Kaus, the sharpest of the blogosphere's immigration-watchers, has a question on the president's alleged get-tough proposal to require "a new identification card for every legal foreign worker." Kaus asks: "How would creating an ID card for FOREIGN workers prevent illegals, using forged documents, from posing as citizens?" The obvious is true: Bush's tepid speech is an attempt to look strong without doing anything meaningful. A sensible policy would be to close the border first, then talk about amnesty and guest workers. But politicians, having delayed 20 years or so, want the Hispanic vote more than they want to be seen as doing anything effective.
The media keep treating the immigration issue as inside-the-beltway partisan jockeying instead of as a serious and urgent national issue.

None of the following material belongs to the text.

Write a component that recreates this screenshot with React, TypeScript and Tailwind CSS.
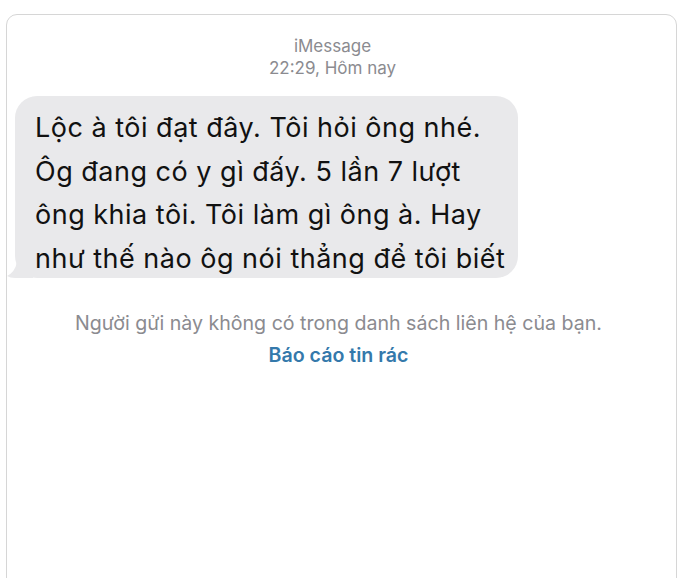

Carefully phrased poll questions are intended to create the impression that the public is ambivalent about the uncontrolled flood of illegals entering the country. But it isn't. In this month's Zogby poll, about two thirds of Americans want strong action on immigration. Support for the House bill, routinely labeled "harsh" by the media, reached 81 percent among Republicans, 72 percent among independents, 57 percent among Democrats, and 53 percent among Hispanics.
Media accounts routinely dismiss numbers like these, depicting those who want more control of illegal immigration as angry conservatives whom Republicans must "appease" or "placate." The New York Times features two relatively new appeasement words today: mollify and salve.
An interesting religious angle to the immigration debate: Cardinal Mahony of Los Angeles ordered cards to be passed out during Sunday mass in his parishes, asking parishioners to sign them to request "a path of citizenship" for illegals.
The cards will be sent to Senate Majority Leader Bill Frist. Many people objected loudly to evangelical ministers involving themselves in politics in the Bush campaigns. Will those critics say something now about lobbying on immigration during mass?